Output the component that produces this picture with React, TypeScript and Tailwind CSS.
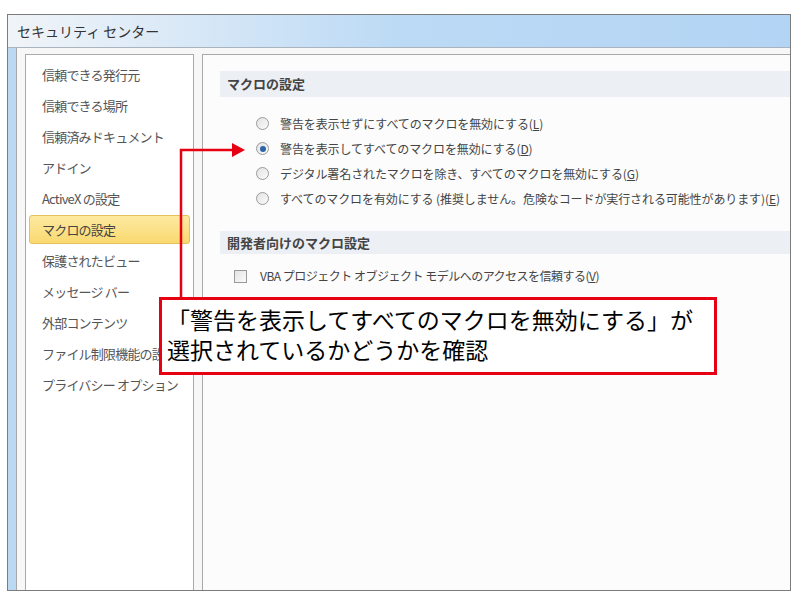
import React from "react";

const font = { fontFamily: '"Noto Sans CJK JP", "Noto Sans", sans-serif' };

const sideItems = [
  "信頼できる発行元",
  "信頼できる場所",
  "信頼済みドキュメント",
  "アドイン",
  "ActiveX の設定",
  "マクロの設定",
  "保護されたビュー",
  "メッセージ バー",
  "外部コンテンツ",
  "ファイル制限機能の設定",
  "プライバシー オプション",
];

const macroOptions = [
  { label: "警告を表示せずにすべてのマクロを無効にする", key: "L", checked: false },
  { label: "警告を表示してすべてのマクロを無効にする", key: "D", checked: true },
  { label: "デジタル署名されたマクロを除き、すべてのマクロを無効にする", key: "G", checked: false },
  {
    label: "すべてのマクロを有効にする (推奨しません。危険なコードが実行される可能性があります)",
    key: "E",
    checked: false,
  },
];

function Radio({ checked }: { checked: boolean }) {
  return (
    <span className="w-[13px] h-[13px] rounded-full border border-[#9a9a9a] bg-gradient-to-br from-[#e2e2e2] to-[#fbfbfb] flex items-center justify-center shrink-0">
      {checked && <span className="w-[6px] h-[6px] rounded-full bg-[#2b64a8]" />}
    </span>
  );
}

export default function App() {
  return (
    <div className="relative w-[800px] h-[600px] bg-white pt-[14px] pl-[7px]" style={font}>
      <div className="w-[784px] h-[577px] border border-[#7c7c7c] flex flex-col bg-[#f4f7fa]">
        {/* title bar */}
        <div className="h-[33px] flex items-center pl-[9px] bg-gradient-to-r from-[#f0f4f8] via-[#bcdaf5] to-[#b3d4f4] text-[14px] text-[#333] border-b border-[#a9b4bf]">
          セキュリティ センター
        </div>

        <div className="flex flex-1 min-h-0">
          <div className="w-[8px] bg-[#bcd9f3]" />
          <div className="flex-1 flex flex-col border-l border-[#a8a8a8] bg-[#f7f7f7]">
            <div className="h-[6px]" />
            <div className="flex flex-1 min-h-0 pl-[8px]">
              {/* sidebar */}
              <div className="w-[169px] border-l border-t border-r border-[#a9a9a9] bg-white pt-[5px]">
                {sideItems.map((item) => {
                  const active = item === "マクロの設定";
                  return (
                    <div
                      key={item}
                      className={
                        active
                          ? "h-[29px] mb-[2px] mx-[3px] px-[12px] flex items-center rounded-[3px] border border-[#e2c15e] bg-gradient-to-b from-[#fde9a0] to-[#f9d96f] text-[13px] tracking-[-0.8px] text-[#444] whitespace-nowrap overflow-hidden"
                          : "h-[29px] mb-[2px] mx-[3px] px-[12px] flex items-center border border-transparent text-[13px] tracking-[-0.8px] text-[#555] whitespace-nowrap overflow-hidden"
                      }
                    >
                      {item}
                    </div>
                  );
                })}
              </div>

              {/* main panel */}
              <div className="ml-[8px] flex-1 border-l border-t border-[#a9a9a9] bg-[#fcfcfc] pt-[16px] pl-[17px]">
                <div className="h-[26px] bg-[#eceff4] flex items-center pl-[7px] text-[13px] font-bold text-[#444]">
                  マクロの設定
                </div>
                <div className="pt-[14px] pl-[36px] flex flex-col">
                  {macroOptions.map((o) => (
                    <div key={o.key} className="h-[25px] flex items-center gap-[11px] text-[12px] text-[#444] whitespace-nowrap">
                      <Radio checked={o.checked} />
                      <span className="tracking-[-0.1px]">
                        {o.label}(<span className="underline">{o.key}</span>)
                      </span>
                    </div>
                  ))}
                </div>

                <div className="mt-[20px] h-[23px] bg-[#eceff4] flex items-center pl-[7px] text-[13px] font-bold text-[#444]">
                  開発者向けのマクロ設定
                </div>
                <div className="mt-[10px] pl-[14px] h-[24px] flex items-center gap-[13px] text-[12px] text-[#444] whitespace-nowrap">
                  <span className="w-[13px] h-[13px] border border-[#9a9a9a] bg-gradient-to-br from-[#e4e4e4] to-[#fafafa] shrink-0" />
                  <span className="tracking-[-0.5px]">
                    VBA プロジェクト オブジェクト モデルへのアクセスを信頼する(<span className="underline">V</span>)
                  </span>
                </div>
              </div>
            </div>
          </div>
        </div>
      </div>

      {/* red arrow */}
      <svg className="absolute left-[170px] top-[140px] pointer-events-none" width="80" height="162" viewBox="0 0 80 162">
        <polyline points="11,160 11,10 66,10" fill="none" stroke="#e60012" strokeWidth="2.5" />
        <polygon points="62,3 75,10 62,17" fill="#e60012" />
      </svg>

      {/* callout */}
      <div className="absolute left-[159px] top-[297px] w-[558px] h-[78px] border-[3px] border-[#e60012] bg-white pl-[5px] pt-[4px] text-[23px] leading-[30px] text-black">
        <div className="whitespace-nowrap">「警告を表示してすべてのマクロを無効にする」が</div>
        <div className="whitespace-nowrap">選択されているかどうかを確認</div>
      </div>
    </div>
  );
}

> [Written exercise]
Identify every line where the string "React" appears.

> [Worked answer]
Output the component that produces this picture with React, TypeScript and Tailwind CSS.
import React from "react";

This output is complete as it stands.